In museums and galleries around the globe, attendants and curators face a daily battle to protect their collections and displays from the wandering hands – and other body parts – of visitors. While trying to keep galleries accessible, friendly and interesting, we also have an imperative to protect and preserve. We encourage school groups, families, tourists and coach parties into our carefully-curated halls, and try to keep our screams internalised when we spot a six-year-old scaling the heights of a plinth, or a class of 16-year-olds shoving one another next to a glass case.

Case in point: a nine-year-old girl climbs over a £6 million Donald Judd sculpture in the Tate Modern – her parents claim that she’s ‘anti-establishment’. At the other end of the damage spectrum, a Floridian artist deliberately smashes an Ai Weiwei vase in the Pérez Art Museum Miami – as a protest against the lack of local art on display. One wouldn’t wish to be accused of hysterical pearl-clutching, but it’s difficult not to wonder: are there manners in museums any more?

There are horror stories shared discreetly between museum professionals, of bad behaviour in public galleries. Surrounded by rare, valuable and historically important objects, a minority of visitors either don’t realise or don’t care that grabbing/running/littering/yelling compromises the heritage, narrative and safety of those objects, to say nothing of spoiling other visitors’ cultural experience. Polite notices exhorting people to follow the rules are often ignored, like a mild-mannered but ineffectual schoolteacher.

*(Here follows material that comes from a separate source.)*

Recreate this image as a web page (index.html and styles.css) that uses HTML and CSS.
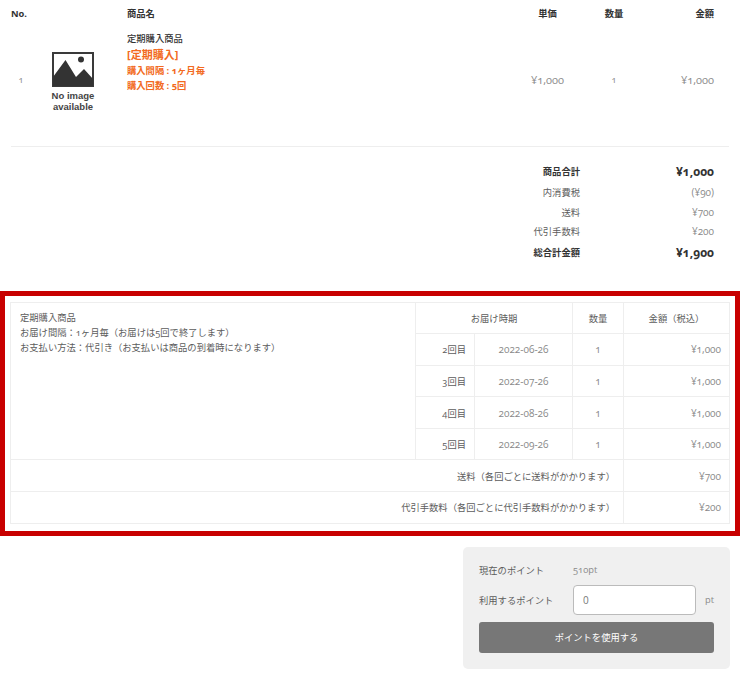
FILE: index.html
```html
<!DOCTYPE html>
<html lang="ja">
<head>
    <meta charset="UTF-8">
    <meta name="viewport" content="width=device-width, initial-scale=1.0">
    <title>ご注文内容の確認</title>
    <link rel="stylesheet" href="styles.css">
</head>
<body>
    <section class="cart">
        <table class="cart-table">
            <colgroup>
                <col class="col-no">
                <col class="col-img">
                <col class="col-name">
                <col class="col-price">
                <col class="col-qty">
                <col class="col-sum">
            </colgroup>
            <thead>
                <tr>
                    <th class="left">No.</th>
                    <th></th>
                    <th class="left">商品名</th>
                    <th>単価</th>
                    <th>数量</th>
                    <th class="right">金額</th>
                </tr>
            </thead>
            <tbody>
                <tr>
                    <td class="num">1</td>
                    <td>
                        <div class="noimage">
                            <svg width="42" height="35" viewBox="0 0 42 35">
                                <rect x="1" y="1" width="40" height="33" fill="#fff" stroke="#3a3a3a" stroke-width="2"/>
                                <path d="M1 25 L13.500 8 L24 25 L32 17 L41 27 V34 H1 Z" fill="#333"/>
                                <circle cx="29" cy="7.500" r="3" fill="#333"/>
                            </svg>
                            <p>No image<br>available</p>
                        </div>
                    </td>
                    <td class="name">
                        <p class="item-name">定期購入商品</p>
                        <p class="item-tag">[定期購入]</p>
                        <p class="item-note">購入間隔 : 1ヶ月毎</p>
                        <p class="item-note">購入回数 : 5回</p>
                    </td>
                    <td class="price">¥1,000</td>
                    <td class="num">1</td>
                    <td class="price right">¥1,000</td>
                </tr>
            </tbody>
        </table>
    </section>

    <div class="totals">
        <div class="total-row strong"><span>商品合計</span><span class="amount">¥1,000</span></div>
        <div class="total-row"><span>内消費税</span><span class="amount">(¥90)</span></div>
        <div class="total-row"><span>送料</span><span class="amount">¥700</span></div>
        <div class="total-row"><span>代引手数料</span><span class="amount">¥200</span></div>
        <div class="total-row strong"><span>総合計金額</span><span class="amount">¥1,900</span></div>
    </div>

    <section class="regular">
        <table class="regular-table">
            <colgroup>
                <col class="col-info">
                <col class="col-turn">
                <col class="col-date">
                <col class="col-count">
                <col class="col-total">
            </colgroup>
            <tr>
                <td class="info" rowspan="5">
                    定期購入商品<br>
                    お届け間隔：1ヶ月毎（お届けは5回で終了します）<br>
                    お支払い方法：代引き（お支払いは商品の到着時になります）
                </td>
                <td class="head" colspan="2">お届け時期</td>
                <td class="head">数量</td>
                <td class="head">金額（税込）</td>
            </tr>
            <tr>
                <td class="turn">2回目</td>
                <td class="val">2022-06-26</td>
                <td class="val">1</td>
                <td class="val right">¥1,000</td>
            </tr>
            <tr>
                <td class="turn">3回目</td>
                <td class="val">2022-07-26</td>
                <td class="val">1</td>
                <td class="val right">¥1,000</td>
            </tr>
            <tr>
                <td class="turn">4回目</td>
                <td class="val">2022-08-26</td>
                <td class="val">1</td>
                <td class="val right">¥1,000</td>
            </tr>
            <tr>
                <td class="turn">5回目</td>
                <td class="val">2022-09-26</td>
                <td class="val">1</td>
                <td class="val right">¥1,000</td>
            </tr>
            <tr>
                <td class="fee" colspan="4">送料（各回ごとに送料がかかります）</td>
                <td class="val right">¥700</td>
            </tr>
            <tr>
                <td class="fee" colspan="4">代引手数料（各回ごとに代引手数料がかかります）</td>
                <td class="val right">¥200</td>
            </tr>
        </table>
    </section>

    <form class="points">
        <div class="point-row">
            <span class="point-label">現在のポイント</span>
            <span class="point-now">510pt</span>
        </div>
        <div class="point-row">
            <label class="point-label" for="use_point">利用するポイント</label>
            <input type="text" id="use_point" value="0">
            <span class="point-unit">pt</span>
        </div>
        <button type="button" class="point-btn">ポイントを使用する</button>
    </form>
</body>
</html>
```

FILE: styles.css
```css
:root {
    --text: #5c5c5c;
    --text-dark: #333;
    --text-light: #8a8a8a;
    --line: #eeeeee;
    --orange: #f26a21;
    --red: #c80000;
}
* {
    box-sizing: border-box;
}
body {
    margin: 0;
    background: #fff;
    color: var(--text);
    font-family: 'Open Sans', 'Noto Sans CJK JP', sans-serif;
    font-size: 9.3px;
    font-variant-numeric: oldstyle-nums;
}
p {
    margin: 0;
}
table {
    width: 100%;
    table-layout: fixed;
}
.left {
    text-align: left;
}
.right {
    text-align: right;
}

/* cart */
.cart {
    margin: 0 11px;
    padding-bottom: 14px;
    border-bottom: 1px solid var(--line);
}
.cart-table {
    border-collapse: collapse;
}
.col-no { width: 20px; }
.col-img { width: 84px; }
.col-price { width: 53px; }
.col-qty { width: 80px; }
.col-sum { width: 75px; }
.cart-table th {
    height: 26px;
    padding: 0;
    color: var(--text-dark);
    font-size: 9.3px;
    font-weight: 700;
    white-space: nowrap;
}
.cart-table th.left:nth-child(3), .cart-table .name {
    padding-left: 12px;
}
.cart-table th.right, .cart-table td.right {
    padding-right: 15px;
}
.cart-table td {
    height: 106px;
    padding: 0;
    text-align: center;
}
.cart-table td.right {
    text-align: right;
}
.cart-table td.name {
    padding-top: 5px;
    text-align: left;
    vertical-align: top;
}
.num {
    color: var(--text-light);
    font-size: 9px;
}
.price {
    color: var(--text-light);
    font-size: 11px;
}
.noimage {
    display: flex;
    flex-direction: column;
    align-items: center;
    gap: 4px;
    padding-top: 6px;
}
.noimage svg {
    display: block;
}
.noimage p {
    color: #444;
    font-family: 'Liberation Sans', sans-serif;
    font-size: 9.5px;
    font-weight: 700;
    line-height: 10.5px;
}
.item-name {
    color: var(--text-dark);
    font-size: 9.3px;
    font-weight: 500;
    line-height: 16px;
}
.item-tag {
    color: var(--orange);
    font-size: 11px;
    font-weight: 700;
    line-height: 16px;
}
.item-note {
    color: var(--orange);
    font-size: 9.3px;
    font-weight: 700;
    line-height: 15px;
}

/* totals */
.totals {
    display: flex;
    flex-direction: column;
    margin: 14px 26px 27px 0;
}
.total-row {
    display: grid;
    grid-template-columns: 1fr 134px;
    line-height: 19.5px;
    text-align: right;
}
.total-row .amount {
    color: var(--text-light);
    font-size: 10px;
}
.total-row.strong {
    color: var(--text-dark);
    font-weight: 700;
    line-height: 22px;
}
.total-row.strong .amount {
    color: var(--text-dark);
    font-size: 12px;
}

/* regular purchase */
.regular {
    height: 245px;
    padding: 6px 5px 0;
    border: 5px solid var(--red);
}
.regular-table {
    border-collapse: collapse;
}
.regular-table td {
    height: 31.6px;
    padding: 0;
    border: 1px solid var(--line);
    text-align: center;
}
.col-info { width: 405px; }
.col-turn { width: 59px; }
.col-date { width: 98px; }
.col-count { width: 51px; }
.regular-table td.info {
    padding: 7px 9px;
    line-height: 15px;
    text-align: left;
    vertical-align: top;
}
.regular-table td.turn {
    padding-right: 8px;
    text-align: right;
}
.regular-table td.val {
    color: var(--text-light);
    font-size: 10px;
}
.regular-table td.right {
    padding-right: 8px;
    text-align: right;
}
.regular-table td.fee {
    padding-right: 8px;
    text-align: right;
}

/* points */
.points {
    display: flex;
    flex-direction: column;
    width: 267px;
    height: 122px;
    margin: 11px 10px 0 auto;
    padding: 8px 16px 0;
    background: #f0f0f0;
    border-radius: 5px;
}
.point-row {
    display: flex;
    align-items: center;
    height: 30px;
}
.point-row + .point-row {
    margin-bottom: 7px;
}
.point-label {
    width: 94px;
}
.point-now {
    color: var(--text-light);
}
.point-row input {
    width: 123px;
    height: 30px;
    padding: 0 9px;
    border: 1px solid #bbb;
    border-radius: 4px;
    background: #fff;
    color: #777;
    font-family: inherit;
    font-size: 10px;
}
.point-unit {
    margin-left: auto;
    color: var(--text-light);
}
.point-btn {
    height: 31px;
    border: none;
    border-radius: 3px;
    background: #777;
    color: #fff;
    font-family: inherit;
    font-size: 9.3px;
}
```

Where do we draw a line? Many of us will recall our childhood museum visits, being told to ‘ssh!’ and ‘be still!’ by parents or teachers. For many, museums and galleries take on an intimidating aura as a result. This has implications for accessibility, as people from less privileged backgrounds (for whom museum visiting is statistically uncommon) are discouraged in part by the air of forbidding seriousness.

Perhaps the museum world needs to take itself less seriously. Are we prejudiced by the financial value of art objects, or the canonicity of their creators? Pickling our heritage in aspic, keeping it under glass and behind ropes, is not an intellectually or aesthetically appealing prospect. But the price we pay when the rules are relaxed is sometimes too high.